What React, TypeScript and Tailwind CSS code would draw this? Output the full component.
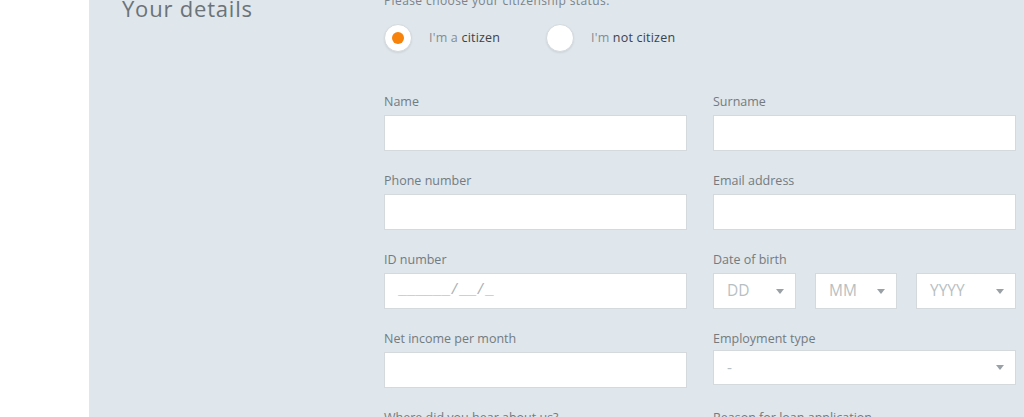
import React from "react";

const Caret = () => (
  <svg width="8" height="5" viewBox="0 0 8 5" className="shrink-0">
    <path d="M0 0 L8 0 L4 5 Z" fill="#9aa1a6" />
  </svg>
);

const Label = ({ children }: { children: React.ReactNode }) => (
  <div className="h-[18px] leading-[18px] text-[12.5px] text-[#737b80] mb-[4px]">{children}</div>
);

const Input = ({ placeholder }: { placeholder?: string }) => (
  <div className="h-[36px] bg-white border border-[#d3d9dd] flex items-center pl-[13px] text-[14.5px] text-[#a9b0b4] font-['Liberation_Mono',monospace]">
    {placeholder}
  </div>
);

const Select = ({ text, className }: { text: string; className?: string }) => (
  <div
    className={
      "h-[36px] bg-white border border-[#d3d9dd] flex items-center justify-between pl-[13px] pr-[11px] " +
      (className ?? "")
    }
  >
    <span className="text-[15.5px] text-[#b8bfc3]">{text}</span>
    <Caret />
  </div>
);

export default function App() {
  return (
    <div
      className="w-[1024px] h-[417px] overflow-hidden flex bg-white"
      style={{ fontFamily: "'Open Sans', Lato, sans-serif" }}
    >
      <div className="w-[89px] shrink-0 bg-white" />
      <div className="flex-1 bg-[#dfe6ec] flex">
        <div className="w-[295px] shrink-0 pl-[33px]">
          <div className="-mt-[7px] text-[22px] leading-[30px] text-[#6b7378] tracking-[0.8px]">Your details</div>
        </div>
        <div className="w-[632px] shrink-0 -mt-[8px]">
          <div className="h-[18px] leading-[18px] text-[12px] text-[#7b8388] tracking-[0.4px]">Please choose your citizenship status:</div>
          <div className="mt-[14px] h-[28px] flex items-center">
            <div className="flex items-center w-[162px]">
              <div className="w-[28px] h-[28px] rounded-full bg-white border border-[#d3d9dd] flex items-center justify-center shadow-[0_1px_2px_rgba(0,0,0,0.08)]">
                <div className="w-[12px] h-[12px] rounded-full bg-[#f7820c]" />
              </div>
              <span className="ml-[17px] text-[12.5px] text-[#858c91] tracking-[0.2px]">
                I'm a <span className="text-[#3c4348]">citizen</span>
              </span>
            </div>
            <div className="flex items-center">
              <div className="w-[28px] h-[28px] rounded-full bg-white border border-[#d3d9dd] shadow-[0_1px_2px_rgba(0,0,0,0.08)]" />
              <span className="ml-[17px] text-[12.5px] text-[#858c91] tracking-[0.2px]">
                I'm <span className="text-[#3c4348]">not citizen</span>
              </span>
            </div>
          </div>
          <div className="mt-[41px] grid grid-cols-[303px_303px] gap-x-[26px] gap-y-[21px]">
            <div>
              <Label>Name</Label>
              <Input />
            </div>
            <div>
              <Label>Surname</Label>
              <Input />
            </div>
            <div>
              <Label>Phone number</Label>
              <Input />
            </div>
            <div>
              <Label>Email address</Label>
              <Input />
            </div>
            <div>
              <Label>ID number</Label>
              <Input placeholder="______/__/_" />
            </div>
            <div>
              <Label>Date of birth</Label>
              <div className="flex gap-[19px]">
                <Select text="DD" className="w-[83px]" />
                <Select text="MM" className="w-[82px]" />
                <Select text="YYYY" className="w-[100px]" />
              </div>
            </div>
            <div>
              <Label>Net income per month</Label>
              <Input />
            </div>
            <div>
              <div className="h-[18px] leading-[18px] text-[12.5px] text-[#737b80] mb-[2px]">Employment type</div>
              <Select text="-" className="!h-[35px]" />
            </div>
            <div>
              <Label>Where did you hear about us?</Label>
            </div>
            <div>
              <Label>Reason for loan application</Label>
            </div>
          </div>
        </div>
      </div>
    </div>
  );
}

## TASK GOAL
Only the number is required: the count of lines containing the word "full".

## THE ANSWER
4